The poppy, which is known as the Earl Haig design, was designed specifically for New Zealand and has been in use since 1978. The All Blacks will wear an embroidered poppy on their jerseys to honour those who died in the service of New Zealand and all serving and ex-service veterans in the Test match on Saturday November 11. 

It is the second year that New Zealand’s Returned and Services Association (RSA) has joined forces with the All Blacks to honour Armistice Day. November 11 marks the days that the guns fell silent on the Western Front in 1918, signalling the end of the First World War.

As well as wearing the RSA poppy on their sleeve, an All Blacks contingent will also pay their respects at a rekindling of the eternal flame ceremony at the Tomb of the Unknown Soldier at the Arc de Triomphe in Paris on Wednesday evening (French time).

The remains of an unknown French solider were buried at the monument on Armistice Day in 1920 and the flame ceremony has been carried out every evening at 6.30PM since 1921.

RSA President BJ Clark says Armistice Day is a day of great historical significance, solemnity and remembrance through-out the world, particularly in Europe.

“Anzac Day has traditionally been the focus of remembrance in New Zealand. But Armistice Day is far larger internationally, so we are keen to educate Kiwis about this important milestone. Having the All Blacks help us tell that story and pay tribute to all New Zealand veterans, is a great help.”

All Blacks Head Coach Steve Hansen said: “I think it’s important for all New Zealanders to honour our veterans for what they do for us, and what they’ve done in the past.  So many lives have been lost in various wars and campaigns over the years, and all of that has been for the protection of our own freedom and rights.”

Every year in recent times the All Blacks have marked Armistice Day during their Northern Hemisphere tours and no more so than when they have played France on or around Armistice Day. The two countries play for the Dave Gallaher Cup, which is named after the captain of the 1905-06 “Originals” All Blacks. Gallaher died on October 4, 1917, from wounds suffered in the Battle of Broodseinde, part of the bloody Passchendaele campaign. 

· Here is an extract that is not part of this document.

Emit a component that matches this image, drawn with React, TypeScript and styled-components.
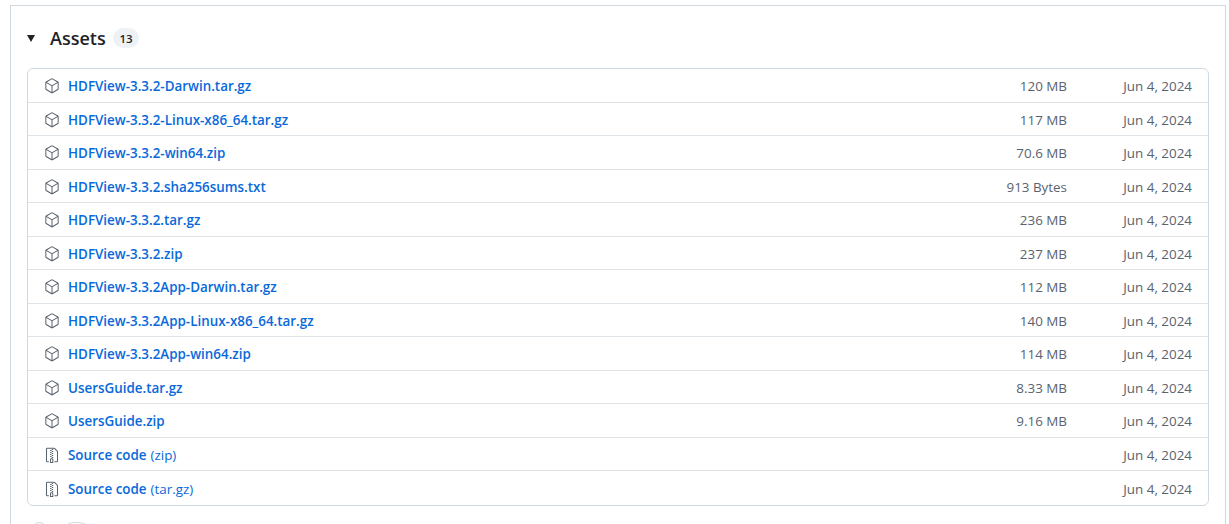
import * as React from 'react';
import styled, { createGlobalStyle } from 'styled-components';
import { GoPackage, GoFileZip } from 'react-icons/go';

const GlobalStyle = createGlobalStyle`
  html, body {
    margin: 0;
    height: 524px;
    overflow: hidden;
    background: #ffffff;
  }
  body {
    font-family: "Open Sans", "Noto Sans", sans-serif;
    color: #1f2328;
  }
`

const Page = styled.div`
  padding: 5px 3px 0 10px;
`

const Release = styled.div`
  height: 519px;
  box-sizing: border-box;
  border: solid 1px #d1d9e0;
  border-bottom: none;
  padding: 0 16px;
  overflow: hidden;
`

const Summary = styled.div`
  display: flex;
  align-items: center;
  height: 62px;
`

const Caret = styled.span`
  width: 0;
  height: 0;
  margin-top: 3px;
  border-left: 4.5px solid transparent;
  border-right: 4.5px solid transparent;
  border-top: 7px solid #1f2328;
`

const Title = styled.span`
  margin: 2px 0 0 14px;
  padding-left: 1px;
  font-size: 18px;
  font-weight: 600;
  width: 56px;
`

const Counter = styled.span`
  margin: 2px 0 0 7px;
  display: inline-flex;
  align-items: center;
  justify-content: center;
  width: 26px;
  height: 20px;
  border-radius: 10px;
  background: #eff2f5;
  font-size: 11.5px;
  font-weight: 600;
`

const AssetList = styled.div`
  border: solid 1px #d1d9e0;
  border-radius: 6px;
  box-sizing: border-box;
`

const Row = styled.div`
  display: grid;
  grid-template-columns: 1fr 120px 125px;
  align-items: center;
  height: 33.5px;
  box-sizing: border-box;
  padding: 2px 16px 0;
  font-size: 13.4px;
  border-bottom: solid 1px #dfe4e9;
  &:last-child {
    border-bottom: none;
  }
`

const AssetName = styled.a`
  display: flex;
  align-items: center;
  gap: 8px;
  color: #0969da;
  font-weight: 600;
  text-decoration: none;
  svg {
    color: #59636e;
    flex-shrink: 0;
  }
`

const Suffix = styled.span`
  font-weight: 400;
  margin-left: -4px;
`

const Meta = styled.span`
  color: #59636e;
  text-align: right;
  font-size: 13.4px;
`

const Reactions = styled.div`
  display: flex;
  gap: 14px;
  margin: 16px 0 0 5px;
`

const Pill = styled.span<{ $width: number }>`
  width: ${props => props.$width}px;
  height: 26px;
  box-sizing: border-box;
  border: solid 1px #d1d9e0;
  border-radius: 13px;
`

interface Asset {
  name: string
  size: string
}

const assets: Asset[] = [
  { name: 'HDFView-3.3.2-Darwin.tar.gz', size: '120 MB' },
  { name: 'HDFView-3.3.2-Linux-x86_64.tar.gz', size: '117 MB' },
  { name: 'HDFView-3.3.2-win64.zip', size: '70.6 MB' },
  { name: 'HDFView-3.3.2.sha256sums.txt', size: '913 Bytes' },
  { name: 'HDFView-3.3.2.tar.gz', size: '236 MB' },
  { name: 'HDFView-3.3.2.zip', size: '237 MB' },
  { name: 'HDFView-3.3.2App-Darwin.tar.gz', size: '112 MB' },
  { name: 'HDFView-3.3.2App-Linux-x86_64.tar.gz', size: '140 MB' },
  { name: 'HDFView-3.3.2App-win64.zip', size: '114 MB' },
  { name: 'UsersGuide.tar.gz', size: '8.33 MB' },
  { name: 'UsersGuide.zip', size: '9.16 MB' },
]

const sources = ['zip', 'tar.gz']
const released = 'Jun 4, 2024'

export default function App() {
  return (
    <Page>
      <GlobalStyle />
      <Release>
        <Summary>
          <Caret />
          <Title>Assets</Title>
          <Counter>13</Counter>
        </Summary>
        <AssetList>
          {assets.map(asset => (
            <Row key={asset.name}>
              <AssetName href="#">
                <GoPackage size={16} />
                {asset.name}
              </AssetName>
              <Meta>{asset.size}</Meta>
              <Meta>{released}</Meta>
            </Row>
          ))}
          {sources.map(kind => (
            <Row key={kind}>
              <AssetName href="#">
                <GoFileZip size={16} />
                Source code <Suffix>({kind})</Suffix>
              </AssetName>
              <Meta />
              <Meta>{released}</Meta>
            </Row>
          ))}
        </AssetList>
        <Reactions>
          <Pill $width={15} />
          <Pill $width={31} />
        </Reactions>
      </Release>
    </Page>
  )
}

Watch members of the All Blacks talking about the importance of honouring those who have served our country: 

Steve Hansen, speaking on how the All Blacks are wearing the poppy

All Blacks lock Sam Whitelock talking about his late grandfather Nelson Dalzell who served in World War II and went on to play 17 games for the All Blacks in 1953-1954

All Blacks remember Armistice Day

About Armistice Day

Armistice Day is commemorated every year on November 11 to mark the armistice signed between the Allies of World War I and Germany, for the cessation of hostilities on the Western Front. This took effect at eleven o'clock in the morning—famously the "eleventh hour of the eleventh day of the eleventh month" of 1918. 

As a result, a service and a period of silence is typically observed at 11am. The 11th of November is also recognised as Remembrance Day and Veterans Day in some countries.

In New Zealand, wreath-laying ceremonies mark Armistice Day at the National War Memorial in Wellington and at many local War Memorials throughout New Zealand. As part of these ceremonies, two minutes silence is observed at 11am in memory of those New Zealanders who died while serving their country.